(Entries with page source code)
########################################

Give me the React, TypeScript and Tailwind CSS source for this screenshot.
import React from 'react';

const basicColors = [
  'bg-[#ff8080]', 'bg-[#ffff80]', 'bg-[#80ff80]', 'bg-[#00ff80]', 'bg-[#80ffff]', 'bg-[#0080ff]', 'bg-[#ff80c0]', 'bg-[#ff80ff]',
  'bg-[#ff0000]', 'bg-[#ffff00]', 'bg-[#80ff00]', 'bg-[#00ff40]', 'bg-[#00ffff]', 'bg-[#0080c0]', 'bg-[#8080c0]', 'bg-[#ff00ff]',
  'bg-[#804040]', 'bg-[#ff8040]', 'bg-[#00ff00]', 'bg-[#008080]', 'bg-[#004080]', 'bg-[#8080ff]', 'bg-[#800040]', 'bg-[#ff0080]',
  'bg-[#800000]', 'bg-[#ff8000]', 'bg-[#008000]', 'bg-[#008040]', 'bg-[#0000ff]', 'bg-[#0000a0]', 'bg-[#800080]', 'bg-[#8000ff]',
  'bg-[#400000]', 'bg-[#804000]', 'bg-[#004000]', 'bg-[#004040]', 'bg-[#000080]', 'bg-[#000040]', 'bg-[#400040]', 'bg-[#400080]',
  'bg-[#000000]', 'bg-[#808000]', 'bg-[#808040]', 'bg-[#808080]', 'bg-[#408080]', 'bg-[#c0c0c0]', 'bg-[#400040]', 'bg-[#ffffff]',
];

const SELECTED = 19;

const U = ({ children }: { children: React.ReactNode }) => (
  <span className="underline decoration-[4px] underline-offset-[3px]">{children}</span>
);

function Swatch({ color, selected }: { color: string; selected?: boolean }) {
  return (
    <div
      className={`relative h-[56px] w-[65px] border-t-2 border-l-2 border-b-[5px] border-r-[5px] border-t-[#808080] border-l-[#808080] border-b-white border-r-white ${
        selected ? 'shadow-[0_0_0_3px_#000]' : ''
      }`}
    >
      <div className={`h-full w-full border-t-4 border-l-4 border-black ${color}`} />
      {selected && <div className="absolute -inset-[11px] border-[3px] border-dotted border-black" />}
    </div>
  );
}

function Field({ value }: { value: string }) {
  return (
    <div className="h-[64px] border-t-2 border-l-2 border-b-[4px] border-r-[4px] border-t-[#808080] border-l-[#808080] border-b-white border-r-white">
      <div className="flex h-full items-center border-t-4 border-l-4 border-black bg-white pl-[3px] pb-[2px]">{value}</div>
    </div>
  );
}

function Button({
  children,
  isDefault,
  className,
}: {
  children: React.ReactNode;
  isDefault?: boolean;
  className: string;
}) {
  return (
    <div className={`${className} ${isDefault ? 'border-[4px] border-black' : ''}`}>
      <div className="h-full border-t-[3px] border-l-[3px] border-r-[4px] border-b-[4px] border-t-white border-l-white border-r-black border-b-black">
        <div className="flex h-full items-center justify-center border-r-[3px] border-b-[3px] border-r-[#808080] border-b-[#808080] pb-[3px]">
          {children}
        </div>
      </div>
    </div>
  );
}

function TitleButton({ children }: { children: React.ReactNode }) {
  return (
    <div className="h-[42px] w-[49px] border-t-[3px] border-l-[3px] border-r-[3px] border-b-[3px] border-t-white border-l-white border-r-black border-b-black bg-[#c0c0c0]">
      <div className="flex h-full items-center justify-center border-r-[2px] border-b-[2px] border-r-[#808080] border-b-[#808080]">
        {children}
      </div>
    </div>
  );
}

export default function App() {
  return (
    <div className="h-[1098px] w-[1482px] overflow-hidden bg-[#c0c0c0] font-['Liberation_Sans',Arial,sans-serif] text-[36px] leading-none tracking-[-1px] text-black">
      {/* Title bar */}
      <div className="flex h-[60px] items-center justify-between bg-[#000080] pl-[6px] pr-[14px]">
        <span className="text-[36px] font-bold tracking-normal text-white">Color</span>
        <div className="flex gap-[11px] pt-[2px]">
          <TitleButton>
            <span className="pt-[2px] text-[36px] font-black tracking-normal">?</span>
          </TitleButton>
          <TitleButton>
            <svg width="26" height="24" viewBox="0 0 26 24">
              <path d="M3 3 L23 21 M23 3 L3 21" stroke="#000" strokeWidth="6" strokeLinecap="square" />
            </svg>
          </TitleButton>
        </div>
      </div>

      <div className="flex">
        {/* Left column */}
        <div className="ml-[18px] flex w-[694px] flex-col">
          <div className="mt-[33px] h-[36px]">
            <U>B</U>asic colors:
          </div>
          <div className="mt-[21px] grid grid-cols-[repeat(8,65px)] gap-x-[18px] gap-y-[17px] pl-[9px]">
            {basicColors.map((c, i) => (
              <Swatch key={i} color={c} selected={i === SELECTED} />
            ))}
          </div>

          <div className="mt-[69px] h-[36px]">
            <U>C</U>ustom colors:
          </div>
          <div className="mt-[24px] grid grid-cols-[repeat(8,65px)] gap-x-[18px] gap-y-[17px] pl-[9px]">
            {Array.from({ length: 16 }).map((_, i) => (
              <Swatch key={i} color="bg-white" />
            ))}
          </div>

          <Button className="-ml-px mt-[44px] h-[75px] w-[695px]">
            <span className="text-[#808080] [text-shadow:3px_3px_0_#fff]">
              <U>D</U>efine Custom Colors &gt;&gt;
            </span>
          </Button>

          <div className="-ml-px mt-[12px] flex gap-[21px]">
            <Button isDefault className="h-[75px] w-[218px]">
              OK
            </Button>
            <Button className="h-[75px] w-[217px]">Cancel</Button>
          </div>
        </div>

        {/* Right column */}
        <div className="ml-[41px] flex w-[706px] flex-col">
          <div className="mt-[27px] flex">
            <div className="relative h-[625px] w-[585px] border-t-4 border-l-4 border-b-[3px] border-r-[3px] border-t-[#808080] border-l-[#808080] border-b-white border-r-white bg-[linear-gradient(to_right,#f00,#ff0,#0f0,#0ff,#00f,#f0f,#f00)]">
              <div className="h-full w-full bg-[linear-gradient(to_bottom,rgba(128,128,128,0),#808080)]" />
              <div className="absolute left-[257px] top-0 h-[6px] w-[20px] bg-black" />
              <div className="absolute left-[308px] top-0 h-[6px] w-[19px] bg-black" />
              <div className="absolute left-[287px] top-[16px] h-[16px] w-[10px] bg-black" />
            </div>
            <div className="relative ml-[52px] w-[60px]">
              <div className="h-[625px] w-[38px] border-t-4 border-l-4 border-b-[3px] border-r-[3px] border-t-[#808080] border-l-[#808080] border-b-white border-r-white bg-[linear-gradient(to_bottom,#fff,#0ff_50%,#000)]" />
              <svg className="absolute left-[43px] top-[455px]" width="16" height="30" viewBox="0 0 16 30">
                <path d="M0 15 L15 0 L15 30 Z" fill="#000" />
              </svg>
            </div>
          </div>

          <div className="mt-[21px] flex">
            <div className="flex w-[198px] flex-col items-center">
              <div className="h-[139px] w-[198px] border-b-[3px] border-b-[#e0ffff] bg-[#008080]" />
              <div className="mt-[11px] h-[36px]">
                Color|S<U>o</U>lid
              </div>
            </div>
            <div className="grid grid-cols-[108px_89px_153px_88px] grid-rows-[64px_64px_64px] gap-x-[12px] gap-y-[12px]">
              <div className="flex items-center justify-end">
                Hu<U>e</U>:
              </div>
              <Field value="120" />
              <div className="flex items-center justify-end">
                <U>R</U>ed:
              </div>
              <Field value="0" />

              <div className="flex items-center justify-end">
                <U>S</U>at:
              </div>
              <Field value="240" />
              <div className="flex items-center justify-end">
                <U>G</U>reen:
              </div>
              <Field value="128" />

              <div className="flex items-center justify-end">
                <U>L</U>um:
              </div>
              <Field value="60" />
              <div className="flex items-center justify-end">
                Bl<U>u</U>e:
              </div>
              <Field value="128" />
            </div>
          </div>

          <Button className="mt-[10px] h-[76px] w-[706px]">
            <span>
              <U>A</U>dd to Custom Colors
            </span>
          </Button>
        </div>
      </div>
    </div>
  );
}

########################################

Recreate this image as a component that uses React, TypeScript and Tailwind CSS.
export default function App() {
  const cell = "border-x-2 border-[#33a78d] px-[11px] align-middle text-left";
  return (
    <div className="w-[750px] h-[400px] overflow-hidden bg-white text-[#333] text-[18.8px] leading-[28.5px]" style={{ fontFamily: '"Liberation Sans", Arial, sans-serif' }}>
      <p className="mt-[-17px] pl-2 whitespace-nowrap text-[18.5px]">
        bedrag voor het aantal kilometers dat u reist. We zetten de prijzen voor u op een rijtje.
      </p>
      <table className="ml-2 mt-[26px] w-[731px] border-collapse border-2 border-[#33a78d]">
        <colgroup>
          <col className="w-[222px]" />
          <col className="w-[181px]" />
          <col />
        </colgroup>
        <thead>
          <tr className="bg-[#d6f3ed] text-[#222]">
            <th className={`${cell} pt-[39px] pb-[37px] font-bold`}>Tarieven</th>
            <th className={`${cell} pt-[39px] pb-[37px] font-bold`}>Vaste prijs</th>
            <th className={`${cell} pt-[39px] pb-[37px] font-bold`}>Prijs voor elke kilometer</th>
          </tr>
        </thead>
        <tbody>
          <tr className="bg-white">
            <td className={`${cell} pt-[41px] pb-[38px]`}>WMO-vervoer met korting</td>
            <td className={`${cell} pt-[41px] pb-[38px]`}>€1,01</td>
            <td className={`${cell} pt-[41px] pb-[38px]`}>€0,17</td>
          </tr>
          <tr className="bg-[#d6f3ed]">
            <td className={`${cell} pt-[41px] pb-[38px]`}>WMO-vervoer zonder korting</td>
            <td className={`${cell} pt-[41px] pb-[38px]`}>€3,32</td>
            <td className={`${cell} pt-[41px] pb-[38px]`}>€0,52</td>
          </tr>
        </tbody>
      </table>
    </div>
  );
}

########################################

TASK DETAILS
Begin with the line containing "Give me the", end with the line containing "import React from 'react';", and transcribe exactly every line in that span, with nothing added.

RESULT OF THE EXERCISE
Give me the React, TypeScript and Tailwind CSS source for this screenshot.
import React from 'react';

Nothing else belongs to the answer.